Required work: Which lines hold the word "page"? Copy each of them.

Dataset records:
## BEGIN
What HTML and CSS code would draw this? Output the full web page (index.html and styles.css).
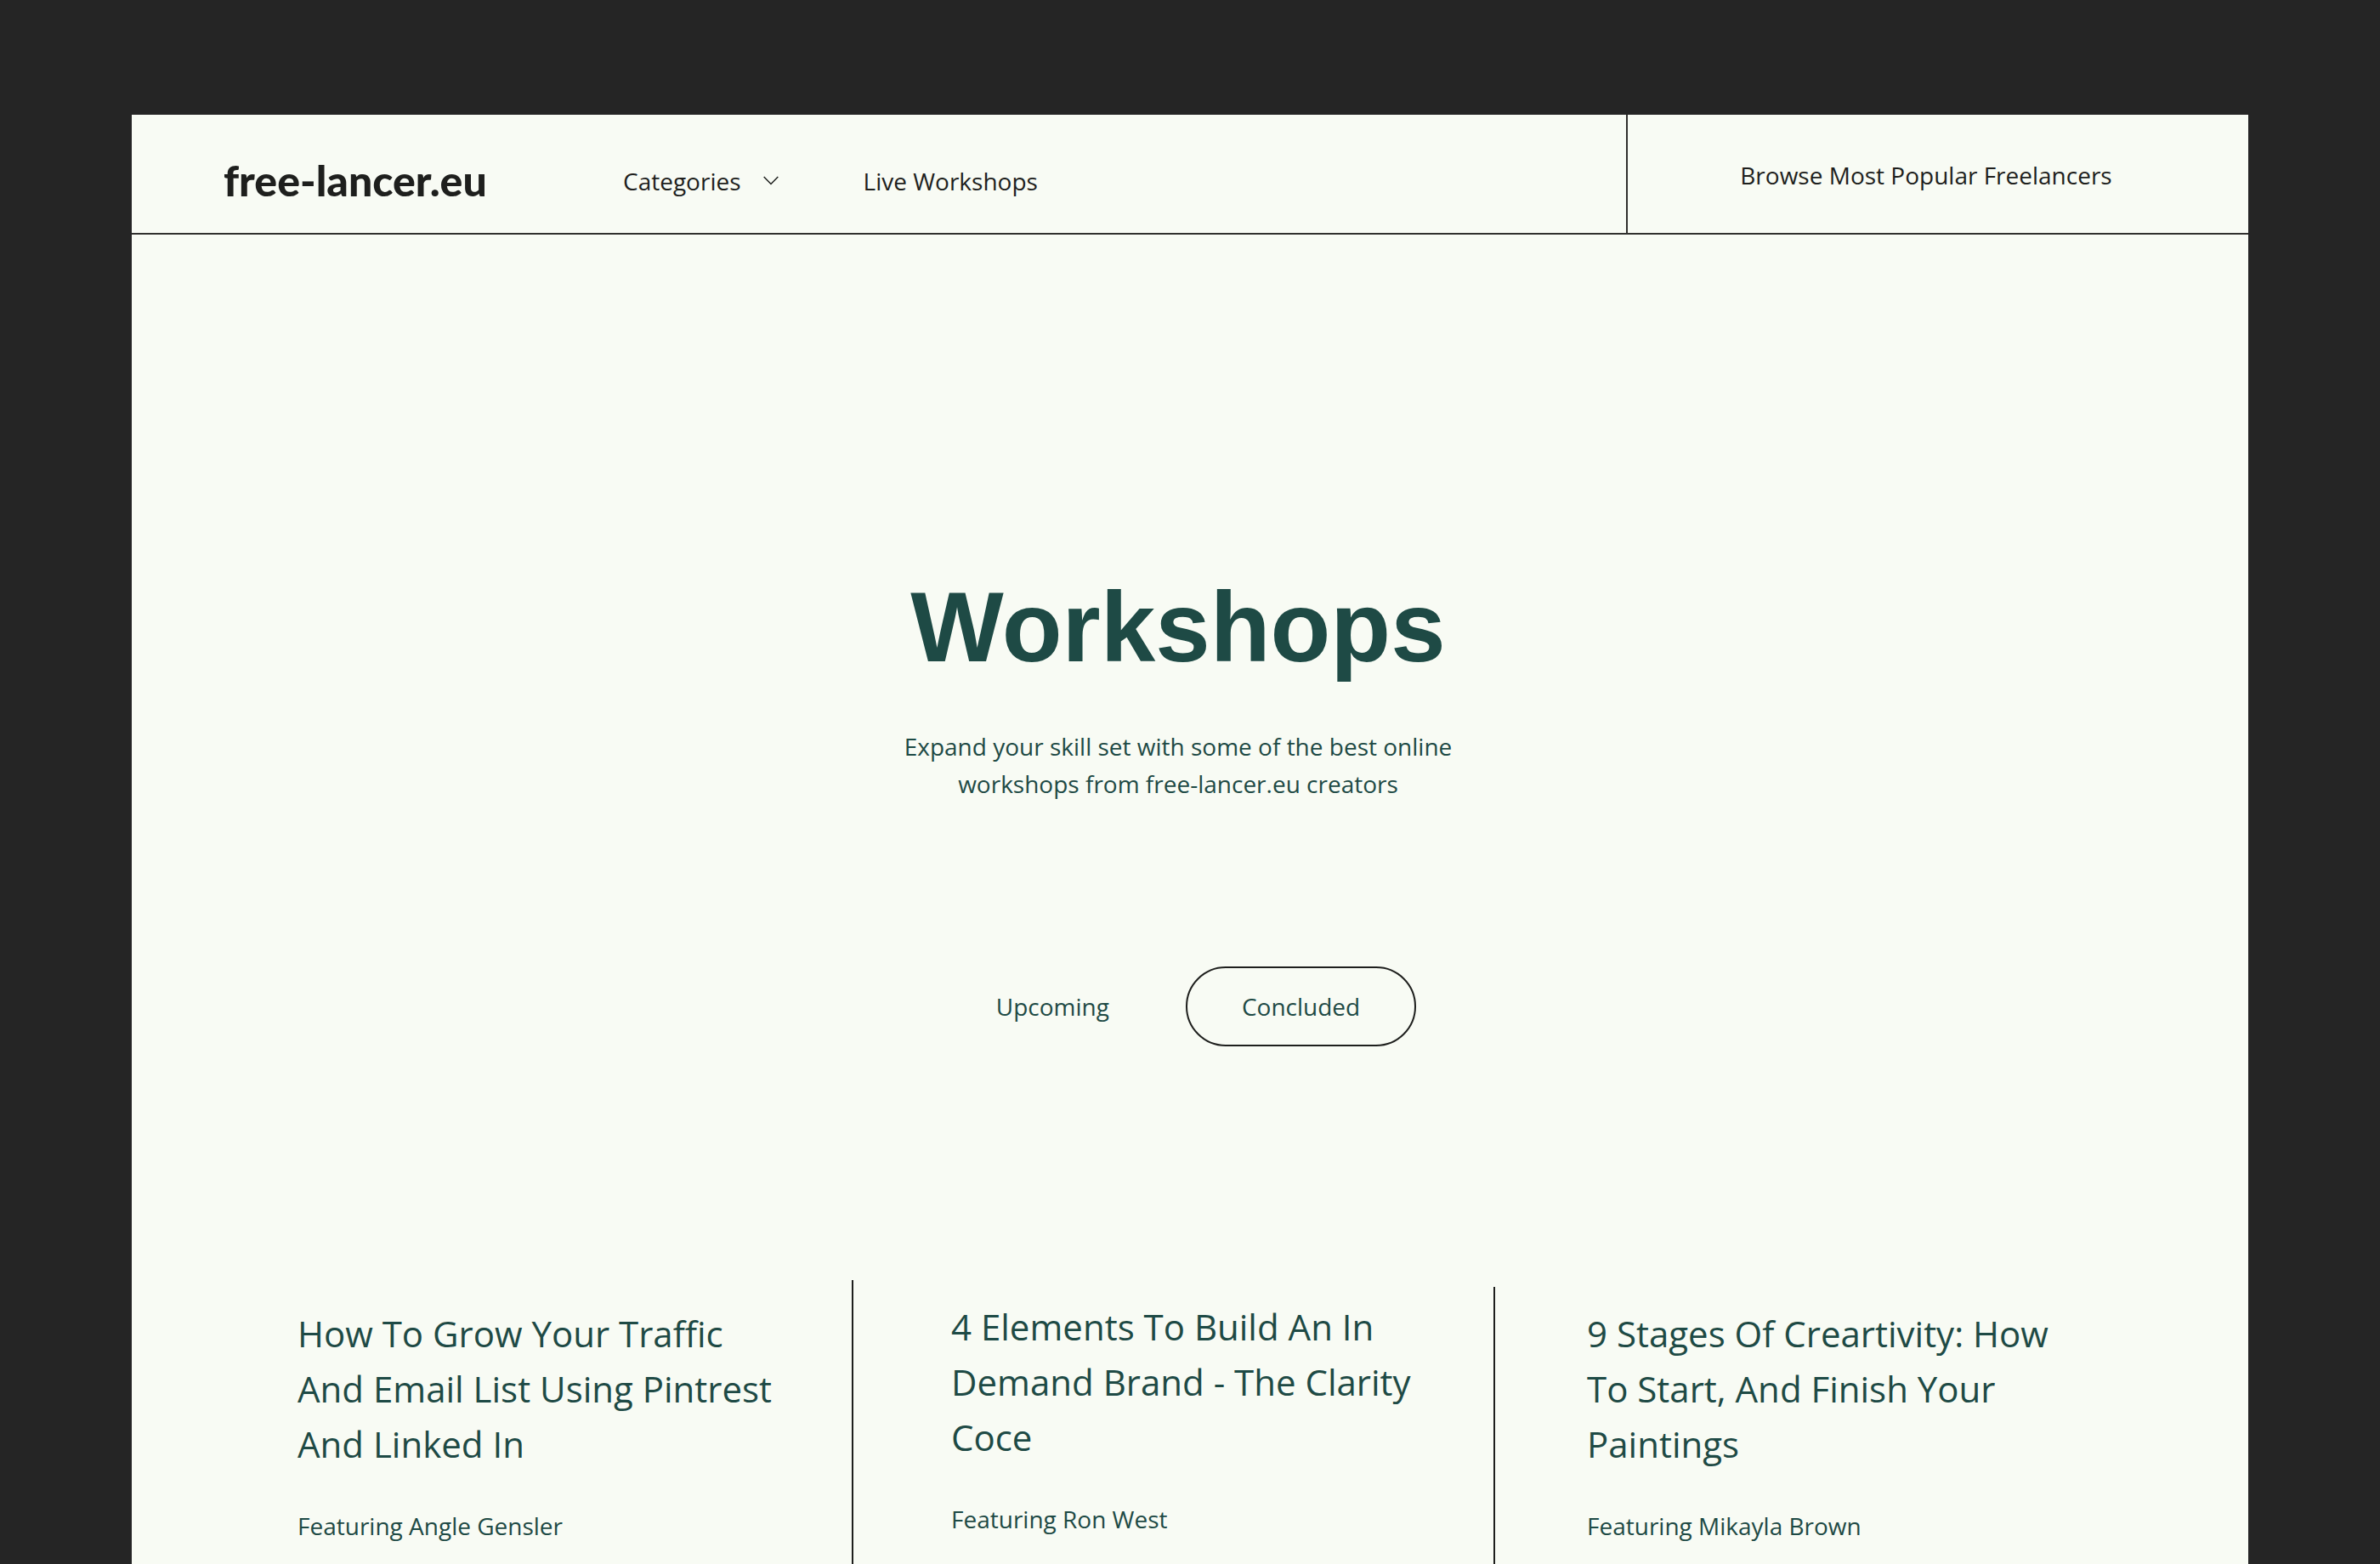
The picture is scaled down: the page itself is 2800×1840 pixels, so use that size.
FILE: index.html
```html
<!DOCTYPE html>
<html lang="en">
<head>
<meta charset="utf-8">
<title>Workshops – free-lancer.eu</title>
<link rel="stylesheet" href="styles.css">
</head>
<body>
<div class="page">
  <header class="header">
    <div class="header-main">
      <a class="logo" href="#">free-lancer.eu</a>
      <nav class="nav">
        <button class="nav-item" type="button">Categories
          <svg class="chevron" viewBox="0 0 18 11" aria-hidden="true"><path d="M0.700 1 L9 9.500 L17.300 1"/></svg>
        </button>
        <a class="nav-item" href="#">Live Workshops</a>
      </nav>
    </div>
    <a class="browse" href="#">Browse Most Popular Freelancers</a>
  </header>
  <main class="main">
    <section class="hero">
      <h1 class="hero-title">Workshops</h1>
      <p class="hero-text">Expand your skill set with some of the best online<br>workshops from free-lancer.eu creators</p>
      <div class="tabs">
        <button class="tab" type="button">Upcoming</button>
        <button class="tab tab-active" type="button">Concluded</button>
      </div>
    </section>
    <section class="workshops">
      <article class="workshop">
        <h2 class="workshop-title">How To Grow Your Traffic<br>And Email List Using Pintrest<br>And Linked In</h2>
        <p class="workshop-host">Featuring Angle Gensler</p>
      </article>
      <article class="workshop workshop-raised">
        <h2 class="workshop-title">4 Elements To Build An In<br>Demand Brand - The Clarity<br>Coce</h2>
        <p class="workshop-host">Featuring Ron West</p>
      </article>
      <article class="workshop">
        <h2 class="workshop-title">9 Stages Of Creartivity: How<br>To Start, And Finish Your<br>Paintings</h2>
        <p class="workshop-host">Featuring Mikayla Brown</p>
      </article>
    </section>
  </main>
</div>
</body>
</html>
```
FILE: styles.css
```css
* { box-sizing: border-box; }

body {
  margin: 0;
  min-height: 100vh;
  display: flex;
  padding: 135px 155px 0;
  background: #252525;
  color: #1e4a45;
  font: 28px/44px "Open Sans", "Noto Sans", sans-serif;
}

h1, h2, p { margin: 0; font-weight: 400; }
a { color: inherit; text-decoration: none; }
button {
  padding: 0;
  border: 0;
  background: none;
  color: inherit;
  font: inherit;
  cursor: pointer;
}

.page {
  flex: 1;
  display: flex;
  flex-direction: column;
  background: #f8fbf4;
}

.header {
  display: flex;
  min-height: 141px;
  border-bottom: 2px solid #30302e;
  color: #1e1f1d;
}
.header-main {
  flex: 1;
  display: flex;
  align-items: center;
  gap: 156px;
  padding: 16px 108px 0;
}
.logo {
  min-width: 314px;
  padding-bottom: 2px;
  font: 900 50px/56px Lato, sans-serif;
}
.nav { display: flex; gap: 100px; }
.nav-item { display: flex; align-items: center; gap: 26px; }
.chevron {
  width: 18px;
  height: 11px;
  fill: none;
  stroke: currentColor;
  stroke-width: 1.5;
}
.browse {
  flex: 0 0 732px;
  display: flex;
  align-items: center;
  justify-content: center;
  padding: 2px 28px 0 0;
  border-left: 2px solid #30302e;
}

.main { flex: 1; display: flex; flex-direction: column; }
.hero {
  display: flex;
  flex-direction: column;
  align-items: center;
  padding: 392px 28px 283px 0;
  text-align: center;
}
.hero-title { font: 700 116px/140px "Liberation Sans", Arial, sans-serif; }
.hero-text { margin-top: 48px; }
.tabs { display: flex; gap: 24px; margin-top: 193px; }
.tab {
  height: 94px;
  padding: 0 64px;
  border: 2px solid transparent;
  border-radius: 47px;
}
.tab-active { border-color: #1e1f1d; }

.workshops {
  flex: 1;
  display: grid;
  grid-template-columns: 847fr 755fr 888fr;
}
.workshop { padding: 22px 0 0 108px; border-left: 2px solid #1e1f1d; }
.workshop:first-child { padding-left: 195px; border-left: 0; }
.workshop-raised { margin-top: -8px; padding-left: 115px; }
.workshop-title { font-size: 42px; line-height: 65px; }
.workshop-host { margin-top: 42px; }
```
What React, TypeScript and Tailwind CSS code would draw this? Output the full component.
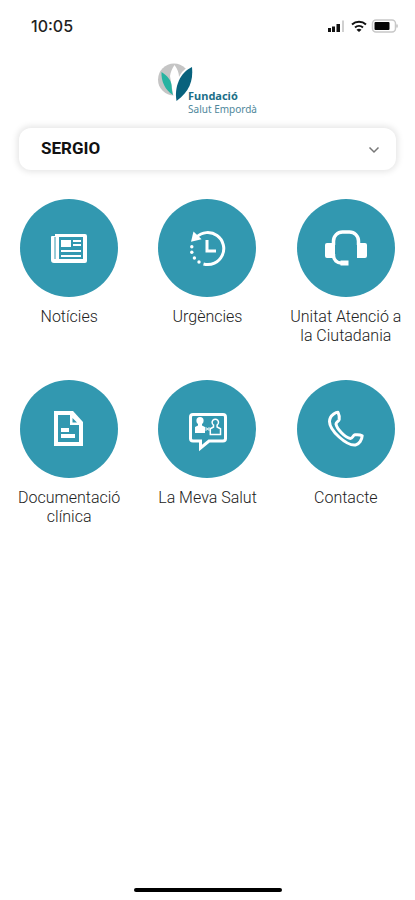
## END
Solution:
What HTML and CSS code would draw this? Output the full web page (index.html and styles.css).
The picture is scaled down: the page itself is 2800×1840 pixels, so use that size.
<div class="page">
.page {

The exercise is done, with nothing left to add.